The Praetorian Guard, suddenly thinking of a more efficient thing they could do with their swords, chased Elagabalus through the streets of Rome and stabbed him. They also stabbed Mom Julia, who had fled with her child and tried to protect them from the guards.

Elagabalus and Mom Julia were both decapitated and thrown in the Tiber, and Alexander Severus was named the new emperor of Rome. Elagabalus was later subjected to damnatio memoriae, the ancient practice of physically stripping a ruler’s memory from all records and forbidding them from being mentioned in writing. AKA the thing that most pisses off everyone even remotely interested in history. Think of how many more engravings of the rock driving into Rome we could have had.
If it isn’t obvious from the way I’ve been telling this story, I’m really very fond of Elagabalus and feel history has done them dirty. They, like me, would have absolutely thrived if they’d been left alone and never asked to have any responsibilities ever. Just let them vibe and do not entrust them with any aspects of the strategic plan.

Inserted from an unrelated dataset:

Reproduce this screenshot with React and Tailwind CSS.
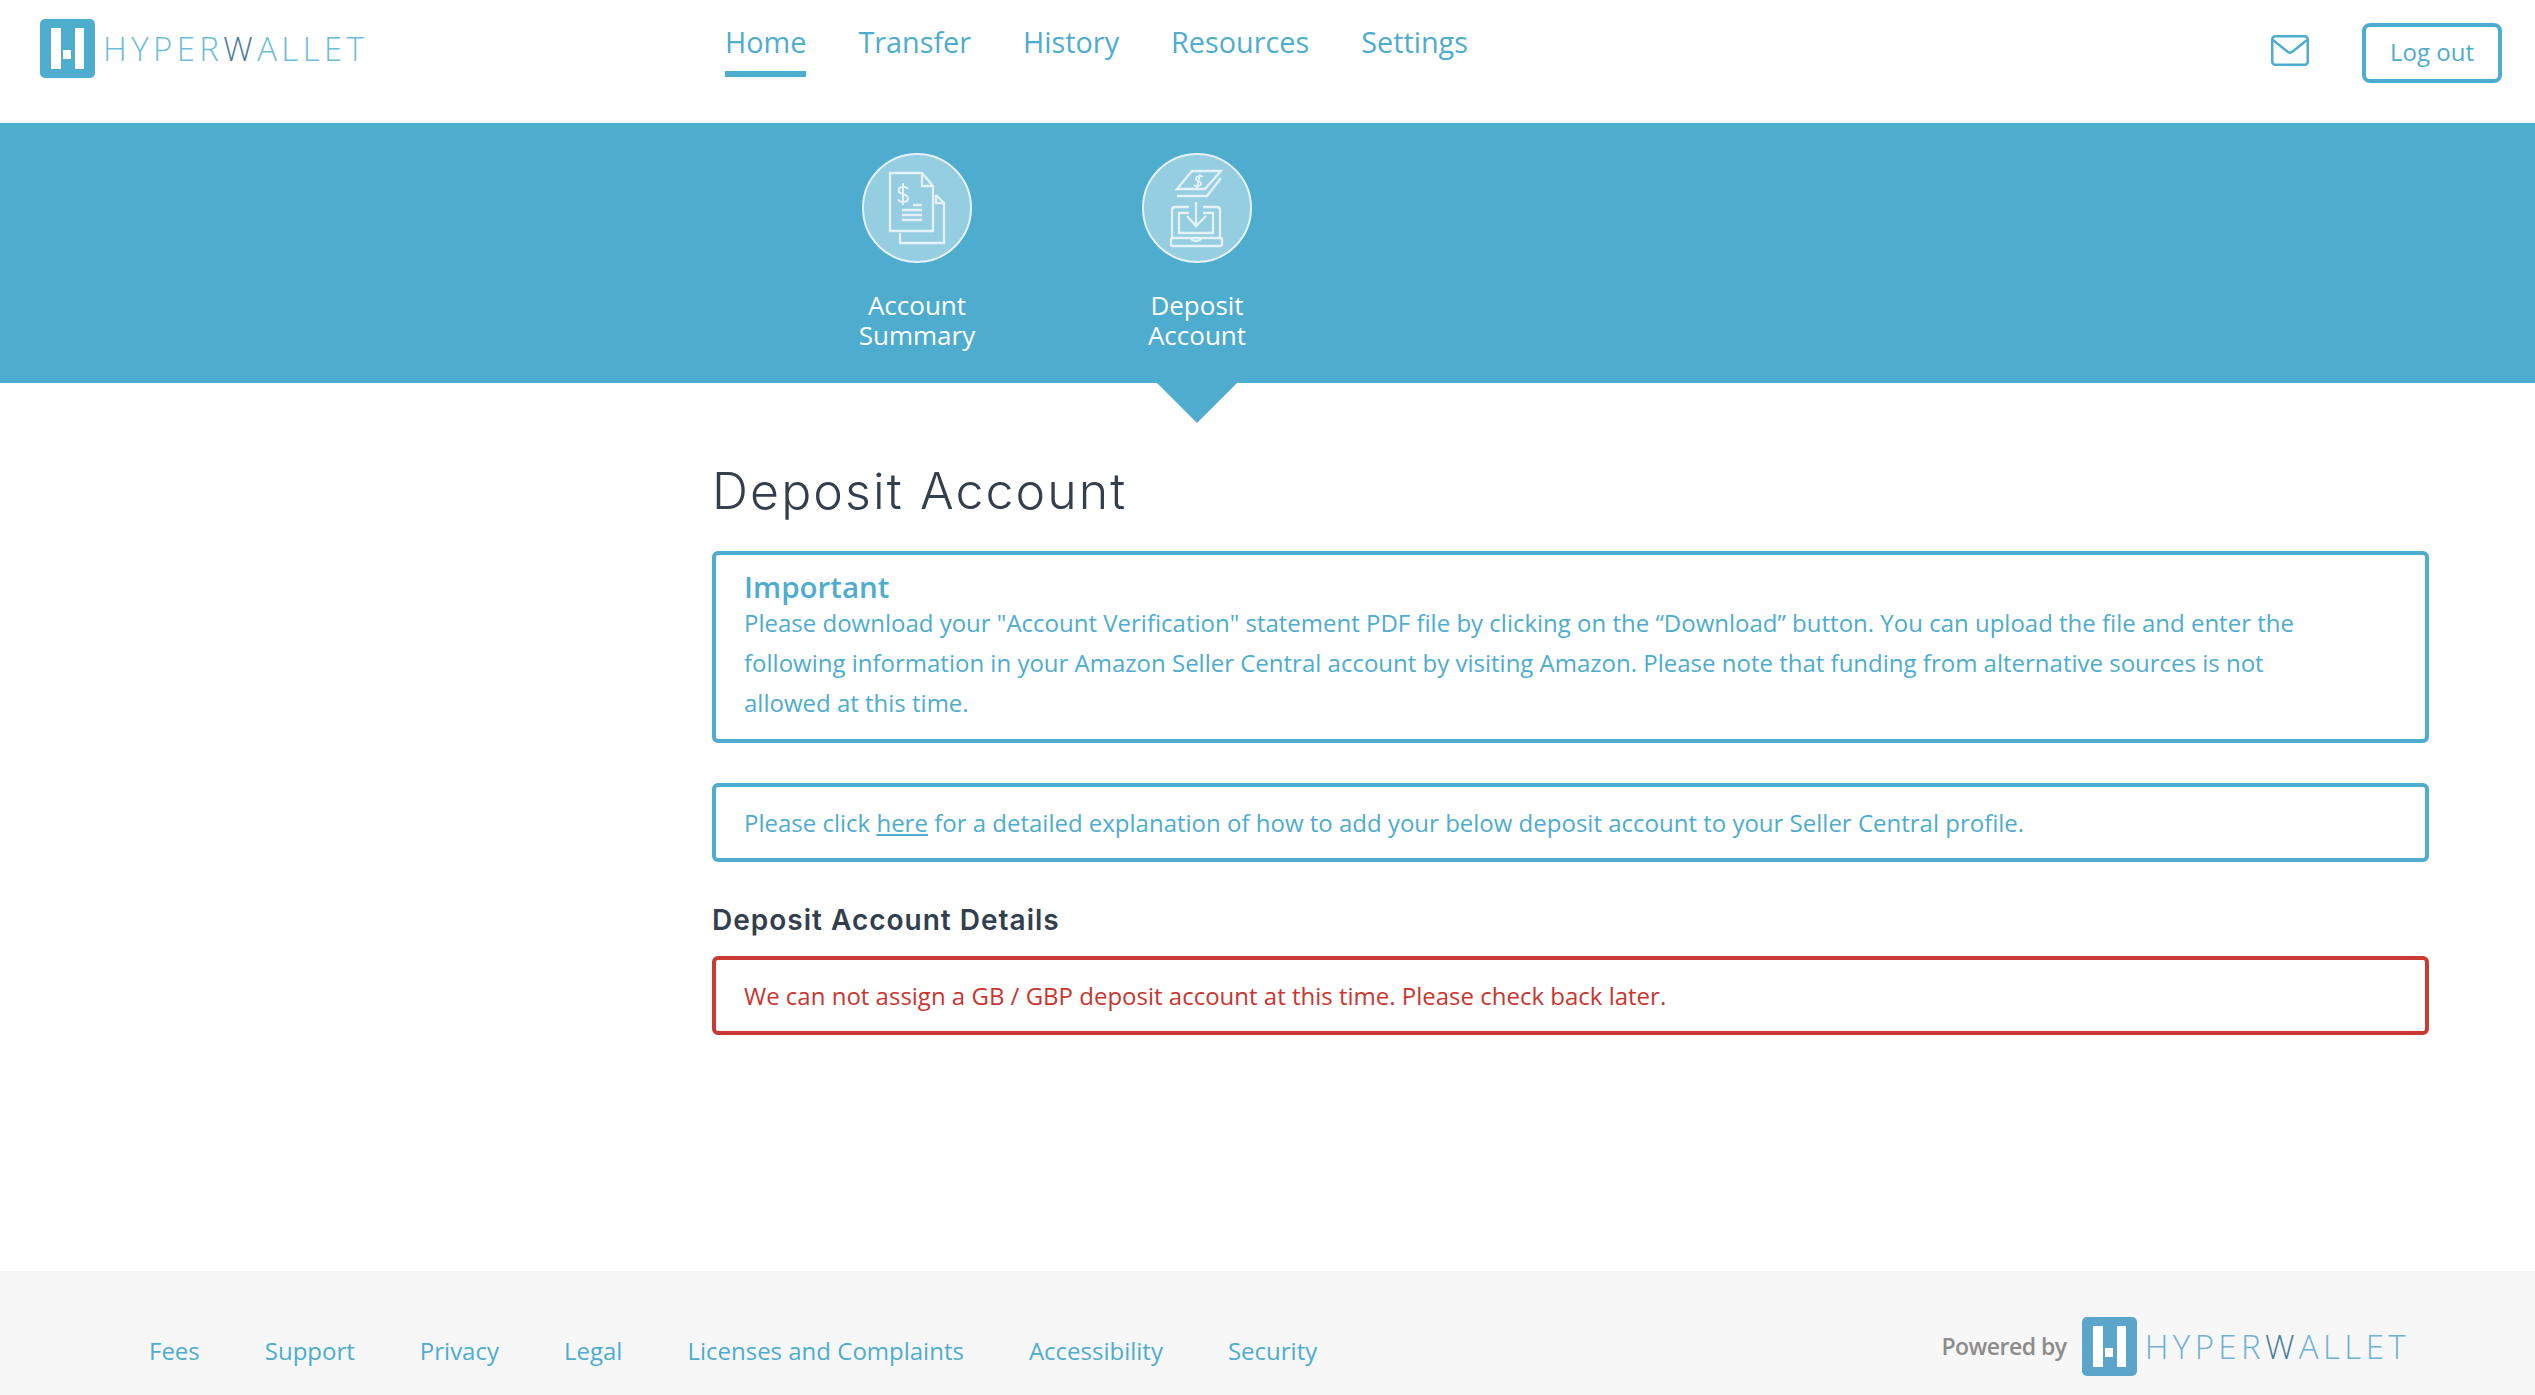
const navItems = ['Home', 'Transfer', 'History', 'Resources', 'Settings'];
const footerLinks = ['Fees', 'Support', 'Privacy', 'Legal', 'Licenses and Complaints', 'Accessibility', 'Security'];

const Logo = ({ small }) => (
  <div className="flex items-center gap-[8px]">
    <svg width="55" height="59" viewBox="0 0 55 59" className="shrink-0">
      <rect width="55" height="59" rx="5" fill={small ? '#5aa5c9' : '#4eacce'} />
      <rect x="11" y="9" width="10" height="41" fill="#fff" />
      <rect x="35" y="9" width="9" height="41" fill="#fff" />
      <rect x="23" y="31" width="8" height="9" fill="#fff" />
    </svg>
    <span className={`font-['Open_Sans',sans-serif] font-light text-[33px] leading-none tracking-[4.4px] whitespace-nowrap ${small ? 'text-[#6fb1d2]' : 'text-[#6dbcd8]'}`}>
      HYPER<span className="text-[#4a7d98]">W</span>ALLET
    </span>
  </div>
);

const SummaryIcon = () => (
  <svg viewBox="0 0 110 110" className="w-full h-full" fill="none" stroke="#e4f2f7" strokeWidth="2.300">
    <path d="M28 20H60L71 33V78H28Z" />
    <path d="M60 20V33H71" />
    <path d="M74 42L82 50V90H38V80" />
    <path d="M74 42V50H82" />
    <path d="M46 36C44 33 37 33 36.500 37C36 42 46 40 46 45.500C46 50 38 50 36 46.500M41 30V52" strokeWidth="2" />
    <path d="M51 52H60M40 57H60M40 62H60M40 67H60" />
  </svg>
);

const DepositIcon = () => (
  <svg viewBox="0 0 110 110" className="w-full h-full" fill="none" stroke="#e4f2f7" strokeWidth="2.300">
    <path d="M50 18H79L63 36H35Z" />
    <path d="M35 43H65L79 25" />
    <path d="M61 24C59 22 54 23 54 26C54 29 60 28 59 31C58 34 54 34 52 32M58 21L55 35" strokeWidth="1.800" />
    <path d="M47 54H33Q30 54 30 57V85M61 54H75Q78 54 78 57V85" />
    <path d="M47 60H37V80H71V60H61" />
    <path d="M54 49V73M45 63L54 73L64 63" />
    <rect x="29" y="85" width="51" height="8" rx="2" />
    <path d="M49 85Q50 88 54 88Q58 88 59 85" />
  </svg>
);

const SubNavItem = ({ icon, first, second, active }) => (
  <div className="relative w-[200px] flex flex-col items-center pt-[30px]">
    <div className="w-[110px] h-[110px] rounded-full border-2 border-[#e4f2f7] bg-[#95cde1] overflow-hidden box-border">
      <div className="-m-[2px] w-[110px] h-[110px]">{icon}</div>
    </div>
    <div className="mt-[27px] text-center text-white text-[26px] leading-[30px]">
      <div>{first}</div>
      <div>{second}</div>
    </div>
    {active && (
      <div className="absolute top-full left-1/2 -translate-x-1/2 w-0 h-0 border-l-[40px] border-r-[40px] border-t-[40px] border-l-transparent border-r-transparent border-t-[#4eacce]"></div>
    )}
  </div>
);

export default function App() {
  return (
    <div className="min-h-screen flex flex-col bg-white font-['Open_Sans',sans-serif] text-[#4eacce] overflow-hidden">
      {/* Header */}
      <header className="h-[123px] flex items-start shrink-0">
        <div className="w-[725px] pl-[40px] pt-[19px] shrink-0"><Logo /></div>
        <nav className="flex gap-[52px] flex-1">
          {navItems.map((n, i) => (
            <a key={n} className={`block h-[77px] pt-[20px] text-[28.8px] leading-[44px] ${i === 0 ? 'border-b-[6px] border-[#4eacce]' : ''}`}>{n}</a>
          ))}
        </nav>
        <div className="flex items-start gap-[53px] pt-[23px] pr-[33px]">
          <svg width="38" height="31" viewBox="0 0 38 31" fill="none" stroke="#4eacce" strokeWidth="2.500" className="mt-[12px]">
            <rect x="1.250" y="1.250" width="35.500" height="28.500" rx="3" />
            <path d="M2 5L17 17Q19 18.500 21 17L36 5" />
          </svg>
          <button className="w-[140px] h-[60px] border-[4px] border-[#4eacce] rounded-[8px] text-[24px] leading-none pb-[3px] text-[#4eacce]">Log out</button>
        </div>
      </header>

      {/* Blue band */}
      <div className="h-[260px] bg-[#4eacce] flex pl-[817px] gap-[80px] shrink-0">
        <SubNavItem icon={<SummaryIcon />} first="Account" second="Summary" />
        <SubNavItem icon={<DepositIcon />} first="Deposit" second="Account" active />
      </div>

      {/* Content */}
      <main className="flex-1 pl-[712px] pr-[106px] pt-[78px]">
        <h1 className="font-['Inter',sans-serif] font-light text-[50px] leading-[60px] tracking-[2.1px] text-[#333f4d] mb-[30px]">Deposit Account</h1>

        <div className="border-[4px] border-[#4eacce] rounded-[6px] pl-[28px] pr-[100px] pt-[12px] pb-[16px]">
          <div className="text-[29.5px] leading-[36px] font-semibold pt-[2px] -mb-[2px]">Important</div>
          <p className="text-[24px] leading-[40px]">
            Please download your "Account Verification" statement PDF file by clicking on the “Download” button. You can upload the file and enter the following information in your Amazon Seller Central account by visiting Amazon. Please note that funding from alternative sources is not allowed at this time.
          </p>
        </div>

        <div className="mt-[40px] h-[79px] border-[4px] border-[#4eacce] rounded-[6px] pl-[28px] flex items-center text-[24px]">
          <p>Please click <a className="underline">here</a> for a detailed explanation of how to add your below deposit account to your Seller Central profile.</p>
        </div>

        <h2 className="mt-[38px] mb-[16px] font-['Inter',sans-serif] font-semibold text-[28px] leading-[40px] tracking-[1px] text-[#333f4d]">Deposit Account Details</h2>

        <div className="h-[79px] border-[4px] border-[#c93a33] rounded-[6px] pl-[28px] flex items-center text-[24px] text-[#c9352f]">
          <p>We can not assign a GB / GBP deposit account at this time. Please check back later.</p>
        </div>
      </main>

      {/* Footer */}
      <footer className="h-[124px] bg-[#f7f7f7] flex items-start justify-between pl-[149px] pr-[125px] shrink-0">
        <div className="flex gap-[65px] pt-[61px] text-[24px] leading-[38px]">
          {footerLinks.map(l => <a key={l}>{l}</a>)}
        </div>
        <div className="flex items-center gap-[15px] pt-[46px]">
          <span className="text-[#8c8c8c] text-[23px] font-semibold tracking-[-0.5px]">Powered by</span>
          <Logo small />
        </div>
      </footer>
    </div>
  );
}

All righty, that’s all for this time, my friends! Until next time, be well, and drop your favorite historical scheming grannies in the comments because I’m starting to think about doing a series,
-Allison













Imagine your Granny coming to you and saying she wants you to become the teenage emperor. After she just made your cousin the teenage emperor and then he and his mother were murdered DUE TO THE SCHEMING OF YOUR GRANNY. I guess no, thanks wasn't really an option
Wait--the Rock drove itself? I'm picturing a teenager running backwards all the way to Rome coaxing those horses--"this is going to look so cool!" That's got to be worth something!